══ RAW RECORDS ══

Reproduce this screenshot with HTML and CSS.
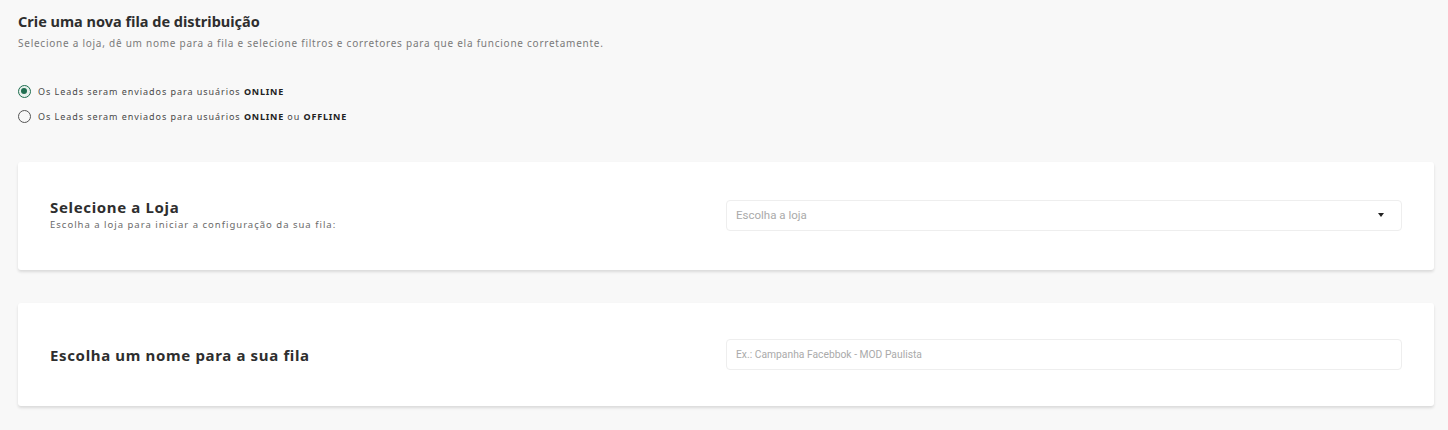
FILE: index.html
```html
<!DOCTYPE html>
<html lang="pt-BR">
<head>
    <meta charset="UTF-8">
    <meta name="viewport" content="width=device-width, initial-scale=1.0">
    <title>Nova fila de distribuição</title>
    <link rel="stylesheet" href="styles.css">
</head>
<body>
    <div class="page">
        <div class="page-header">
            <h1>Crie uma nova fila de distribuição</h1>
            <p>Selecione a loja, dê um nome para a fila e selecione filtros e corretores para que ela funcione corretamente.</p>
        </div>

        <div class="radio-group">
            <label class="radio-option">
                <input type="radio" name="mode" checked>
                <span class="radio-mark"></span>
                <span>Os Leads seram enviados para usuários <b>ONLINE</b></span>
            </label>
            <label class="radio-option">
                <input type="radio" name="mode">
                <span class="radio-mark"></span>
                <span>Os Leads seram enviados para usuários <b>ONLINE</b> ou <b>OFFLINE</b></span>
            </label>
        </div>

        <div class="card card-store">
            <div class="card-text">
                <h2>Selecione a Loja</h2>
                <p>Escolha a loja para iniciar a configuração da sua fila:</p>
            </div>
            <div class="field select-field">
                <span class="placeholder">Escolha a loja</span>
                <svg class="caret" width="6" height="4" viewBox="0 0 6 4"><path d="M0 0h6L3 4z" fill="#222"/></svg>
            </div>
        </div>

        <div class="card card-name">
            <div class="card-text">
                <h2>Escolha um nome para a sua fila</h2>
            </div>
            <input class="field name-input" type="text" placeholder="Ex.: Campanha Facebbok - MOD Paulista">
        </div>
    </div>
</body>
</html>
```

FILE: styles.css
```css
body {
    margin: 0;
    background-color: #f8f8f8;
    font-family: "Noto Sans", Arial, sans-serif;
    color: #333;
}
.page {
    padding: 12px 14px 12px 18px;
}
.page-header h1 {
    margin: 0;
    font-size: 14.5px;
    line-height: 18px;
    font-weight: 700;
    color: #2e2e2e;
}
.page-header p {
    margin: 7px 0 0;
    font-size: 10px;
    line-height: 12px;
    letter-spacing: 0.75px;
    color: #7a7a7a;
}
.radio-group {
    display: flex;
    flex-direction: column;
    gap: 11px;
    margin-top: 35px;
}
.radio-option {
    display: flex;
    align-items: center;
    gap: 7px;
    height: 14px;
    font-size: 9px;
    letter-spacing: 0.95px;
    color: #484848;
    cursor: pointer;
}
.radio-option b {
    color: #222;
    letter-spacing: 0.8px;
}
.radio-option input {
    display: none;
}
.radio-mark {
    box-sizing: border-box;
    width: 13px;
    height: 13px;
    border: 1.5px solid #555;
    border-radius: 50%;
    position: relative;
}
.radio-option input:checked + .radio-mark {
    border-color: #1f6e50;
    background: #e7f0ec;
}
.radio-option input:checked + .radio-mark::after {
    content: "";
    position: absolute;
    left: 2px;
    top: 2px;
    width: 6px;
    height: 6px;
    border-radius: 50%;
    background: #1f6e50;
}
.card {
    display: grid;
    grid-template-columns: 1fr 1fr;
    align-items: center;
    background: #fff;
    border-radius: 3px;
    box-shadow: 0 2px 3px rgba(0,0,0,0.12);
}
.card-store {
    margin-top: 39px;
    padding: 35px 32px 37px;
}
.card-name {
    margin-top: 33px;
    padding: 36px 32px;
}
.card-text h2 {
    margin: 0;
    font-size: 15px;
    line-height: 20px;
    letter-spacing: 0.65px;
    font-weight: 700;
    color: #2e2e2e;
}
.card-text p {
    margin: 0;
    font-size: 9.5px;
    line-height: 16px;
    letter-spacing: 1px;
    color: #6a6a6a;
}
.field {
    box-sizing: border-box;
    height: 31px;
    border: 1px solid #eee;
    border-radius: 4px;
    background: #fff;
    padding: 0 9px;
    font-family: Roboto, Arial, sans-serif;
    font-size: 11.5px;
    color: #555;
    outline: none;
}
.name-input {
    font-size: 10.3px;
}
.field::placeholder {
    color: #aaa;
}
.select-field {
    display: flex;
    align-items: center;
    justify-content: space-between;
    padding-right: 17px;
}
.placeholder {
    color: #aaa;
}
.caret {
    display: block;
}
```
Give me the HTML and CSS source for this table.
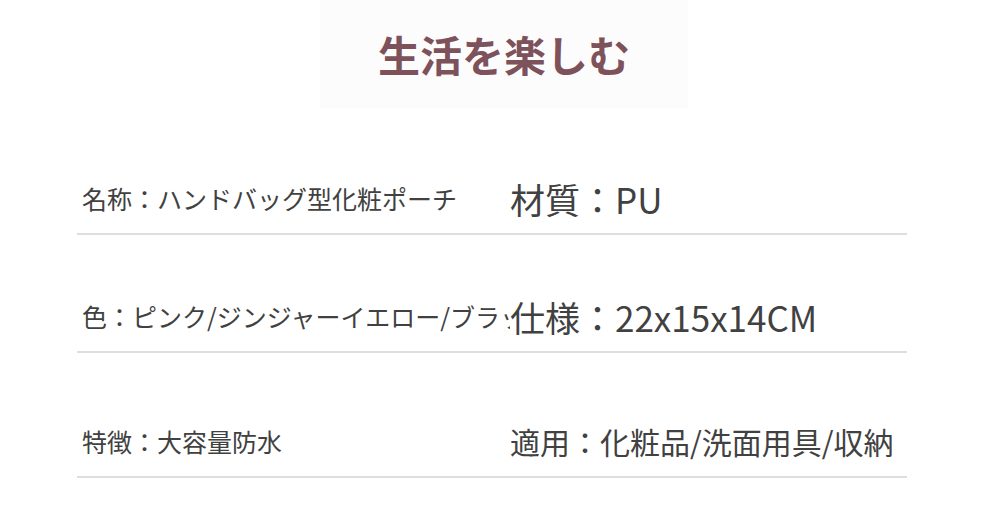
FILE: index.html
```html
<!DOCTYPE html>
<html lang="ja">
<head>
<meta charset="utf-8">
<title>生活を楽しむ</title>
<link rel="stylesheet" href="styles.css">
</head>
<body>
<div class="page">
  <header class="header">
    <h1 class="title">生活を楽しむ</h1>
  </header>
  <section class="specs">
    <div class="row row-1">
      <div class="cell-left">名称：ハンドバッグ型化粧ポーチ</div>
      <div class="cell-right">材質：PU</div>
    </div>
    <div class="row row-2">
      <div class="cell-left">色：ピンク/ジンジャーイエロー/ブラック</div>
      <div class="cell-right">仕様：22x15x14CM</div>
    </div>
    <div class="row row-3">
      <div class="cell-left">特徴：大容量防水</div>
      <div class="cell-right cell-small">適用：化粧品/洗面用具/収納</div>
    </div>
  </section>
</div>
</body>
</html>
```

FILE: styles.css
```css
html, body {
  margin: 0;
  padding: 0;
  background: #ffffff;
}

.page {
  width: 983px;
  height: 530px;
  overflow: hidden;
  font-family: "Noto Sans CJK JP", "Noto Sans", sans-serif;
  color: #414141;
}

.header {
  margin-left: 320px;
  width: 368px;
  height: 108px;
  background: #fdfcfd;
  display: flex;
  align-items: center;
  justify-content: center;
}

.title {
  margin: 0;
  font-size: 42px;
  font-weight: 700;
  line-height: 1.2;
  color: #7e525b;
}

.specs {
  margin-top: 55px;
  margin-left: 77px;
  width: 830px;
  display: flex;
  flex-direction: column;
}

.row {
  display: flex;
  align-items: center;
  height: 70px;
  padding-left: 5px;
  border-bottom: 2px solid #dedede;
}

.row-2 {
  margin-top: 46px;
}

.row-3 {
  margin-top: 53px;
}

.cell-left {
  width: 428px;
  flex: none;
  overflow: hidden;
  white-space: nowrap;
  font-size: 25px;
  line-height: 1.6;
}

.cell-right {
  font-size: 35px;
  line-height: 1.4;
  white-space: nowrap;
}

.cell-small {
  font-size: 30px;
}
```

═══
══ RAW RECORDS ══

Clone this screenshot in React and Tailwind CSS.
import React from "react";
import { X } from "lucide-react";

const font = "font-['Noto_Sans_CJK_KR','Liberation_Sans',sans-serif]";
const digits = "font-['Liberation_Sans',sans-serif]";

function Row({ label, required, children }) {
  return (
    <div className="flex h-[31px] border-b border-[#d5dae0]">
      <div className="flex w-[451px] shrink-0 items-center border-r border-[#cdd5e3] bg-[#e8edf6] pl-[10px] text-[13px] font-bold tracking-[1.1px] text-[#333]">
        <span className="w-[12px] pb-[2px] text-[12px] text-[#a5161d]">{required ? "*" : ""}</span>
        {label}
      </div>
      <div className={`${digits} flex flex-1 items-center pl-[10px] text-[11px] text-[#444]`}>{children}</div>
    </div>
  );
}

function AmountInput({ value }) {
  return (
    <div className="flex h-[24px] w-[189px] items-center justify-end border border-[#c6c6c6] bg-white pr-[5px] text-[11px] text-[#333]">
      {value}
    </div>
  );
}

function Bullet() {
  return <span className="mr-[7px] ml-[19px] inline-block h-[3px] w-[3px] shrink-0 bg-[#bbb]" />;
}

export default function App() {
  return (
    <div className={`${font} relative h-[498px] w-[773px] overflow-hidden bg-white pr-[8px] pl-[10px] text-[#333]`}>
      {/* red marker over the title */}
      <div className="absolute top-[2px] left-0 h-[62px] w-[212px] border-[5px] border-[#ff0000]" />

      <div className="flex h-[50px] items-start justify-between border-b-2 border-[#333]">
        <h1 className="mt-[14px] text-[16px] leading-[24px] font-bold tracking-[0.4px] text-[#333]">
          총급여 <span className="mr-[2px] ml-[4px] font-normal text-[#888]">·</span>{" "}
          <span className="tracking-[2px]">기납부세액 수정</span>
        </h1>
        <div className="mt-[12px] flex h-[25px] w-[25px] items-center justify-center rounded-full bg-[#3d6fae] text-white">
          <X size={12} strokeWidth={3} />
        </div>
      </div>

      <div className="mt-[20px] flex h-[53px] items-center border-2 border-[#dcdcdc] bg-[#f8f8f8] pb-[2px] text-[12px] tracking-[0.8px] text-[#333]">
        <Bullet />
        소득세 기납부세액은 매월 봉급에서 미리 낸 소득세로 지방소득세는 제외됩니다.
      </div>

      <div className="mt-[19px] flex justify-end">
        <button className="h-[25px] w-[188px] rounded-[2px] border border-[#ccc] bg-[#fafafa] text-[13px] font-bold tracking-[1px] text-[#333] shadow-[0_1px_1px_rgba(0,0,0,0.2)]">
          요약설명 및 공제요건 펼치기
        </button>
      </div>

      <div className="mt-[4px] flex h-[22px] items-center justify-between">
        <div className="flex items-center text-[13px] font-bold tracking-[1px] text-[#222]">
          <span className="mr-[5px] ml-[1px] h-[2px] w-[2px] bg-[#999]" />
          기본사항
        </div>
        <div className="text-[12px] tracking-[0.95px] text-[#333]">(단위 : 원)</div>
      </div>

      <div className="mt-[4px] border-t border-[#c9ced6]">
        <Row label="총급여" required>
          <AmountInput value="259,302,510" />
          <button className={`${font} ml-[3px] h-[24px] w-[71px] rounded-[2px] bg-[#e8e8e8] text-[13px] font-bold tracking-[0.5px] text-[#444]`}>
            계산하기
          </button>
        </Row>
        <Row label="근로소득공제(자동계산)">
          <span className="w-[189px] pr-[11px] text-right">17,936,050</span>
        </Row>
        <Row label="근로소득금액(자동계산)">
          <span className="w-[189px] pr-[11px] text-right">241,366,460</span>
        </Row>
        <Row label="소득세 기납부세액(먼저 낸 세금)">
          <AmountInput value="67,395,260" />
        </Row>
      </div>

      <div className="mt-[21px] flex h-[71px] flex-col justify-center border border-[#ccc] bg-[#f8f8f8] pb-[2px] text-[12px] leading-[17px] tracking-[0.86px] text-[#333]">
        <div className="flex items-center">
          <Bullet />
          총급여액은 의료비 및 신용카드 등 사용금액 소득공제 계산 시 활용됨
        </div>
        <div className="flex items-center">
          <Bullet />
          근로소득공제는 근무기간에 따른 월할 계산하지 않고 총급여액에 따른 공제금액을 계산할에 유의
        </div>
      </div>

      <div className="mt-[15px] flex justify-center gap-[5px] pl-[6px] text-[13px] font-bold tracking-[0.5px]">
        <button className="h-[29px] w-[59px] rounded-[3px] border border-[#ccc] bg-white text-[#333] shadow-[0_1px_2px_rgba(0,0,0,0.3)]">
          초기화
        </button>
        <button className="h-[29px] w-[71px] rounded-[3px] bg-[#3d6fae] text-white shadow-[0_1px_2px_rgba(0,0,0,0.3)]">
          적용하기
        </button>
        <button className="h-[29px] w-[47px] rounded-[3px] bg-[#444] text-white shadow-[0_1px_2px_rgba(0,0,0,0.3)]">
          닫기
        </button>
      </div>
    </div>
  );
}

═══
══ RAW RECORDS ══

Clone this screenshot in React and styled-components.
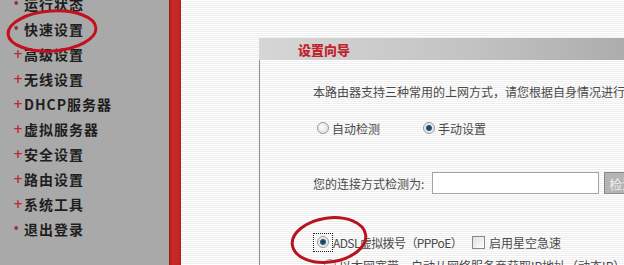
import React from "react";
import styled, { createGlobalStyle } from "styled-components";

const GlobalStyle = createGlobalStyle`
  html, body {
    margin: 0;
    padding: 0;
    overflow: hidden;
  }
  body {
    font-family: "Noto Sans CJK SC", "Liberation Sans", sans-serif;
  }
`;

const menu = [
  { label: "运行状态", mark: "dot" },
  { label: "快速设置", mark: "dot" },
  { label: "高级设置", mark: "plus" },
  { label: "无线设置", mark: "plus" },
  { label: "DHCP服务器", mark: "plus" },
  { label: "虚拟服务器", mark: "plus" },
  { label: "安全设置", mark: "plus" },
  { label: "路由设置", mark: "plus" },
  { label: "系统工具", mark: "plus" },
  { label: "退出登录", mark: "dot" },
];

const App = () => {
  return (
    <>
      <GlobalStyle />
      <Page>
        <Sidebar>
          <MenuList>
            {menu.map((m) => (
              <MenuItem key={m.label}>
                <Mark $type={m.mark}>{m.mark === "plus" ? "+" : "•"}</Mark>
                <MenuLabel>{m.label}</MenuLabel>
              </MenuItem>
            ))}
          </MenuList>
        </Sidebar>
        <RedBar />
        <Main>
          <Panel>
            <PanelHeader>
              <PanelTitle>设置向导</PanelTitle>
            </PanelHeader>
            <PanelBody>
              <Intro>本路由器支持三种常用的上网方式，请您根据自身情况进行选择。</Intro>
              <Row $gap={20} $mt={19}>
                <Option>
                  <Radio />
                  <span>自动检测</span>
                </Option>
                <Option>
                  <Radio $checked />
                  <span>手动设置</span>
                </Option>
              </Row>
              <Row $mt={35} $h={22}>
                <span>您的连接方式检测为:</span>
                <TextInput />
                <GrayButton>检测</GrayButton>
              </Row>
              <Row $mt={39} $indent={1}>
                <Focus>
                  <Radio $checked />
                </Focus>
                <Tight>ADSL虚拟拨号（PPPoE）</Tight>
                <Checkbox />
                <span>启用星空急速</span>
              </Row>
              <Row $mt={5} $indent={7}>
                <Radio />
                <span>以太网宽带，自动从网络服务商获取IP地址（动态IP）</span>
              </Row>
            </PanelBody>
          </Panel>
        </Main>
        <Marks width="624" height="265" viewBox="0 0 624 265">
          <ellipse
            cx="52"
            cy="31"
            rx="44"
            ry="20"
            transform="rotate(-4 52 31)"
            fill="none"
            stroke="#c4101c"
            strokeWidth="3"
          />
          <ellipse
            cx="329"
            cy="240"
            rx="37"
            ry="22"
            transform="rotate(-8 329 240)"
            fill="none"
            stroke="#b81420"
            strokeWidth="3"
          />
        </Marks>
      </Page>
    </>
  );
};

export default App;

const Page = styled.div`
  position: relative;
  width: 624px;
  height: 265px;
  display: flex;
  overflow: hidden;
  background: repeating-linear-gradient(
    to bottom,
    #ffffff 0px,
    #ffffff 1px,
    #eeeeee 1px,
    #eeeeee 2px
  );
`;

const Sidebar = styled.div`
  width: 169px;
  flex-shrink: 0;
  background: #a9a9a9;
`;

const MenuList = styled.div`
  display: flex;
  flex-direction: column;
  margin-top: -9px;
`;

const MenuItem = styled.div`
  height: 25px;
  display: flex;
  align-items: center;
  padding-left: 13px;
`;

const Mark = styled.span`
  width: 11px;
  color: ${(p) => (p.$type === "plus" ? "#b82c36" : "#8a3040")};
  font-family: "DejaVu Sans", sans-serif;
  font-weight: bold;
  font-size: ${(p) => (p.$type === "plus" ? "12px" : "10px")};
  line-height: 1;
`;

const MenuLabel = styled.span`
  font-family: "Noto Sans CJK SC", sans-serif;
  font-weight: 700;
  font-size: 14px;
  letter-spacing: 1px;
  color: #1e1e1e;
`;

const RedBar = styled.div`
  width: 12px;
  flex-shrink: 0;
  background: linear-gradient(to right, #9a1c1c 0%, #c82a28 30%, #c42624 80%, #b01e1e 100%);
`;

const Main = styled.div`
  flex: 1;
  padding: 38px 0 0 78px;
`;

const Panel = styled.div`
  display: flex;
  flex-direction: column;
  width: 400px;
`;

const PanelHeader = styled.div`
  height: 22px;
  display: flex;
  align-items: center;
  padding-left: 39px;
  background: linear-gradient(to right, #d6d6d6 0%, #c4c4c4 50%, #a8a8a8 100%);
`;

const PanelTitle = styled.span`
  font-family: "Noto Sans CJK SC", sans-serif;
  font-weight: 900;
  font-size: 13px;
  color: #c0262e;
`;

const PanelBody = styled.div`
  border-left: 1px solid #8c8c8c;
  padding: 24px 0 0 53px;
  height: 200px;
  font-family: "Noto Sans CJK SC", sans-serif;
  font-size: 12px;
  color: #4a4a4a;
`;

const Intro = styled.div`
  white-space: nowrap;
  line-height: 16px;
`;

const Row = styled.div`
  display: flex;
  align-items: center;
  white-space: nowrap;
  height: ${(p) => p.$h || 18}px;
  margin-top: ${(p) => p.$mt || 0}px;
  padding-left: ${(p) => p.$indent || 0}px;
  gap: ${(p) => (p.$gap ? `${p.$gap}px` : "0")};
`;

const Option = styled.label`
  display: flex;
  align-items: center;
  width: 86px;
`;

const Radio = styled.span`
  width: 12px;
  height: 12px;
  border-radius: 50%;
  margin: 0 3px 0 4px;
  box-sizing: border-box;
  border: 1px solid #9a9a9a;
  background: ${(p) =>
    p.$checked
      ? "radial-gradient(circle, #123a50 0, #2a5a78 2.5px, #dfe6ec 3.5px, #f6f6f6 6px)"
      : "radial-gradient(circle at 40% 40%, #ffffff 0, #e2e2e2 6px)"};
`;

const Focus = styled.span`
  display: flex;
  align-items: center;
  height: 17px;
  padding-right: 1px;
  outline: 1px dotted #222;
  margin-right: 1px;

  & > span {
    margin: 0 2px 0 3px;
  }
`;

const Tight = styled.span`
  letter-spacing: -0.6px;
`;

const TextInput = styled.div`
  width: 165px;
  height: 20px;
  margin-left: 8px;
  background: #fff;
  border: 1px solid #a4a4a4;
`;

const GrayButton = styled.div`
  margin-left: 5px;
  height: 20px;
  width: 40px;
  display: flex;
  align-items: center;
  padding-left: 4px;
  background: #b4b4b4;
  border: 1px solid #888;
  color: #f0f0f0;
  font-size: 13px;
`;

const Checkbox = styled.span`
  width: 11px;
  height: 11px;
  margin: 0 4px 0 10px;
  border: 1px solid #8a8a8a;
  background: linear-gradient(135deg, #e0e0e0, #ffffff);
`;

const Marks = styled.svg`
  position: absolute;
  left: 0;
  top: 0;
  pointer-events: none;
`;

═══

From the records above, pull out each line that has "Clone".

FINAL RESULT ▸
Clone this screenshot in React and Tailwind CSS.
Clone this screenshot in React and styled-components.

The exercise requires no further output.